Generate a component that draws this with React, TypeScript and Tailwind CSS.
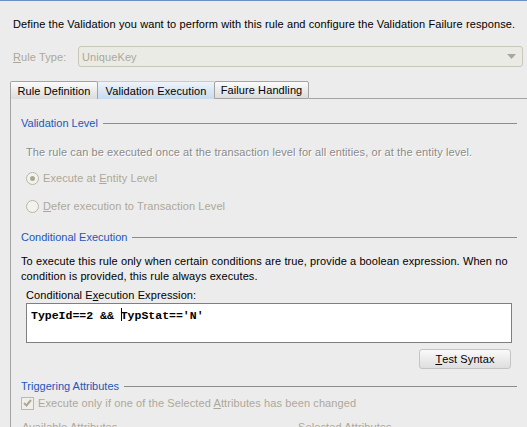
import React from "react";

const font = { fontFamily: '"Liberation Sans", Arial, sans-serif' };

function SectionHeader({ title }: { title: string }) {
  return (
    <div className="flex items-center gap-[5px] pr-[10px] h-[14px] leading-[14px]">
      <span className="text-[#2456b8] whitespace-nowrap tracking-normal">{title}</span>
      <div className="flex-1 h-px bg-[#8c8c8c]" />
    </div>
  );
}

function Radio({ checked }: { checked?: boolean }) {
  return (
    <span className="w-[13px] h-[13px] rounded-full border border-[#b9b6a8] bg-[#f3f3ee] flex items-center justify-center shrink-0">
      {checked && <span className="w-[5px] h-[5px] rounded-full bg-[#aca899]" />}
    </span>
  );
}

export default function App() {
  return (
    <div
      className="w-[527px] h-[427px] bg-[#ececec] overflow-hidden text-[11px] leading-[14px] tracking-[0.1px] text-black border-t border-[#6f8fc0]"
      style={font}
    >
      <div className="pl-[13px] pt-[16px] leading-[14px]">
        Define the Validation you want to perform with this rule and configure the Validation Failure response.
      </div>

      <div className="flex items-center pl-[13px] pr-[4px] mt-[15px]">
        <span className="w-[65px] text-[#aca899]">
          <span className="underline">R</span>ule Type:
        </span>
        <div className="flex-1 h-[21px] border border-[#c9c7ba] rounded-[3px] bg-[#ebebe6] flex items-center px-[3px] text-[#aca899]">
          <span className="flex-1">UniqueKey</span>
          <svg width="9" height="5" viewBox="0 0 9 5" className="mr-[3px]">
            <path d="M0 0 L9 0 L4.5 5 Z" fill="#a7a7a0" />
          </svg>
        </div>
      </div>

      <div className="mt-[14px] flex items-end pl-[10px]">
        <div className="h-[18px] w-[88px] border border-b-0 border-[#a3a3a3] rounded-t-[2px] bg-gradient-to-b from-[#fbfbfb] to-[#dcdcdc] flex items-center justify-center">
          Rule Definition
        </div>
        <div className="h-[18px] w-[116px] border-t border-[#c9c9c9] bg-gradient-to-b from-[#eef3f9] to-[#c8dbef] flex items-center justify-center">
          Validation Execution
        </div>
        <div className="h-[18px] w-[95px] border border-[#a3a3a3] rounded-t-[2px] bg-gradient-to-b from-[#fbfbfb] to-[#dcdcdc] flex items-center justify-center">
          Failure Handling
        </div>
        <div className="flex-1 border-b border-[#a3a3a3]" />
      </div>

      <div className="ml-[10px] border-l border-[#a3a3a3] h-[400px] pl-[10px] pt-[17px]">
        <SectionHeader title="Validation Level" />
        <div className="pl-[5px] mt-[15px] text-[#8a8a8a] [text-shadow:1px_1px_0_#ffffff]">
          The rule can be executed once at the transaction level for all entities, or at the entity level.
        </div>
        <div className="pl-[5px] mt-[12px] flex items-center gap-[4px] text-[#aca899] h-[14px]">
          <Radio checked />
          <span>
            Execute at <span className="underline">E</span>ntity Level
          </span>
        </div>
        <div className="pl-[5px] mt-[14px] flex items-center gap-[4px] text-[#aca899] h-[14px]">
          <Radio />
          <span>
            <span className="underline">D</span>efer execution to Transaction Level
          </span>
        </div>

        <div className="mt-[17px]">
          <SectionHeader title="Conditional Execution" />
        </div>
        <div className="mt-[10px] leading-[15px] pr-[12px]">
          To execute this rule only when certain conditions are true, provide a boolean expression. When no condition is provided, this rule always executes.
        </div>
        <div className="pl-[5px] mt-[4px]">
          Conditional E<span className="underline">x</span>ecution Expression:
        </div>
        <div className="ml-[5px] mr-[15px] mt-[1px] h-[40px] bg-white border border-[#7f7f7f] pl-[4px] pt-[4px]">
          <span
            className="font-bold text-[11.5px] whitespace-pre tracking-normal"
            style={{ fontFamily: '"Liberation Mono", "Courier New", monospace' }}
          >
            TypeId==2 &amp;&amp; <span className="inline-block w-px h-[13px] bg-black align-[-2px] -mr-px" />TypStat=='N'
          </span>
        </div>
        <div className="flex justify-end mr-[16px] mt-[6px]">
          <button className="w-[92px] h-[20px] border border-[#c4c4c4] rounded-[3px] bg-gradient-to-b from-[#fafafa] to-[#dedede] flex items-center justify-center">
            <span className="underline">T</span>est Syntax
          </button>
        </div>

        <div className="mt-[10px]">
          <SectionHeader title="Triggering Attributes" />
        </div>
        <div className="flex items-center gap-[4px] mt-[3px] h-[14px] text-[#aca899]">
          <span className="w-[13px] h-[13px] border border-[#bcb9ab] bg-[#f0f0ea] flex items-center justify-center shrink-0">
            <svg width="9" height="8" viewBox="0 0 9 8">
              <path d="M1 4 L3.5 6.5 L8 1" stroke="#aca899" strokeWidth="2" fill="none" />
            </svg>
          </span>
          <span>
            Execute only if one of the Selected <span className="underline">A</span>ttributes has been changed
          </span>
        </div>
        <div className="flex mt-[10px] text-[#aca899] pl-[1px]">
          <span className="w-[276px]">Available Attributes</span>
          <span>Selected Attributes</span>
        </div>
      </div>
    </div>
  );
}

——————————

[Required work]: Omit every picture, then repeat the remaining data exactly as it appears above.

[Final result]:
Generate a component that draws this with React, TypeScript and Tailwind CSS.
import React from "react";

const font = { fontFamily: '"Liberation Sans", Arial, sans-serif' };

function SectionHeader({ title }: { title: string }) {
  return (
    <div className="flex items-center gap-[5px] pr-[10px] h-[14px] leading-[14px]">
      <span className="text-[#2456b8] whitespace-nowrap tracking-normal">{title}</span>
      <div className="flex-1 h-px bg-[#8c8c8c]" />
    </div>
  );
}

function Radio({ checked }: { checked?: boolean }) {
  return (
    <span className="w-[13px] h-[13px] rounded-full border border-[#b9b6a8] bg-[#f3f3ee] flex items-center justify-center shrink-0">
      {checked && <span className="w-[5px] h-[5px] rounded-full bg-[#aca899]" />}
    </span>
  );
}

export default function App() {
  return (
    <div
      className="w-[527px] h-[427px] bg-[#ececec] overflow-hidden text-[11px] leading-[14px] tracking-[0.1px] text-black border-t border-[#6f8fc0]"
      style={font}
    >
      <div className="pl-[13px] pt-[16px] leading-[14px]">
        Define the Validation you want to perform with this rule and configure the Validation Failure response.
      </div>

      <div className="flex items-center pl-[13px] pr-[4px] mt-[15px]">
        <span className="w-[65px] text-[#aca899]">
          <span className="underline">R</span>ule Type:
        </span>
        <div className="flex-1 h-[21px] border border-[#c9c7ba] rounded-[3px] bg-[#ebebe6] flex items-center px-[3px] text-[#aca899]">
          <span className="flex-1">UniqueKey</span>
          <svg width="9" height="5" viewBox="0 0 9 5" className="mr-[3px]">
            <path d="M0 0 L9 0 L4.5 5 Z" fill="#a7a7a0" />
          </svg>
        </div>
      </div>

      <div className="mt-[14px] flex items-end pl-[10px]">
        <div className="h-[18px] w-[88px] border border-b-0 border-[#a3a3a3] rounded-t-[2px] bg-gradient-to-b from-[#fbfbfb] to-[#dcdcdc] flex items-center justify-center">
          Rule Definition
        </div>
        <div className="h-[18px] w-[116px] border-t border-[#c9c9c9] bg-gradient-to-b from-[#eef3f9] to-[#c8dbef] flex items-center justify-center">
          Validation Execution
        </div>
        <div className="h-[18px] w-[95px] border border-[#a3a3a3] rounded-t-[2px] bg-gradient-to-b from-[#fbfbfb] to-[#dcdcdc] flex items-center justify-center">
          Failure Handling
        </div>
        <div className="flex-1 border-b border-[#a3a3a3]" />
      </div>

      <div className="ml-[10px] border-l border-[#a3a3a3] h-[400px] pl-[10px] pt-[17px]">
        <SectionHeader title="Validation Level" />
        <div className="pl-[5px] mt-[15px] text-[#8a8a8a] [text-shadow:1px_1px_0_#ffffff]">
          The rule can be executed once at the transaction level for all entities, or at the entity level.
        </div>
        <div className="pl-[5px] mt-[12px] flex items-center gap-[4px] text-[#aca899] h-[14px]">
          <Radio checked />
          <span>
            Execute at <span className="underline">E</span>ntity Level
          </span>
        </div>
        <div className="pl-[5px] mt-[14px] flex items-center gap-[4px] text-[#aca899] h-[14px]">
          <Radio />
          <span>
            <span className="underline">D</span>efer execution to Transaction Level
          </span>
        </div>

        <div className="mt-[17px]">
          <SectionHeader title="Conditional Execution" />
        </div>
        <div className="mt-[10px] leading-[15px] pr-[12px]">
          To execute this rule only when certain conditions are true, provide a boolean expression. When no condition is provided, this rule always executes.
        </div>
        <div className="pl-[5px] mt-[4px]">
          Conditional E<span className="underline">x</span>ecution Expression:
        </div>
        <div className="ml-[5px] mr-[15px] mt-[1px] h-[40px] bg-white border border-[#7f7f7f] pl-[4px] pt-[4px]">
          <span
            className="font-bold text-[11.5px] whitespace-pre tracking-normal"
            style={{ fontFamily: '"Liberation Mono", "Courier New", monospace' }}
          >
            TypeId==2 &amp;&amp; <span className="inline-block w-px h-[13px] bg-black align-[-2px] -mr-px" />TypStat=='N'
          </span>
        </div>
        <div className="flex justify-end mr-[16px] mt-[6px]">
          <button className="w-[92px] h-[20px] border border-[#c4c4c4] rounded-[3px] bg-gradient-to-b from-[#fafafa] to-[#dedede] flex items-center justify-center">
            <span className="underline">T</span>est Syntax
          </button>
        </div>

        <div className="mt-[10px]">
          <SectionHeader title="Triggering Attributes" />
        </div>
        <div className="flex items-center gap-[4px] mt-[3px] h-[14px] text-[#aca899]">
          <span className="w-[13px] h-[13px] border border-[#bcb9ab] bg-[#f0f0ea] flex items-center justify-center shrink-0">
            <svg width="9" height="8" viewBox="0 0 9 8">
              <path d="M1 4 L3.5 6.5 L8 1" stroke="#aca899" strokeWidth="2" fill="none" />
            </svg>
          </span>
          <span>
            Execute only if one of the Selected <span className="underline">A</span>ttributes has been changed
          </span>
        </div>
        <div className="flex mt-[10px] text-[#aca899] pl-[1px]">
          <span className="w-[276px]">Available Attributes</span>
          <span>Selected Attributes</span>
        </div>
      </div>
    </div>
  );
}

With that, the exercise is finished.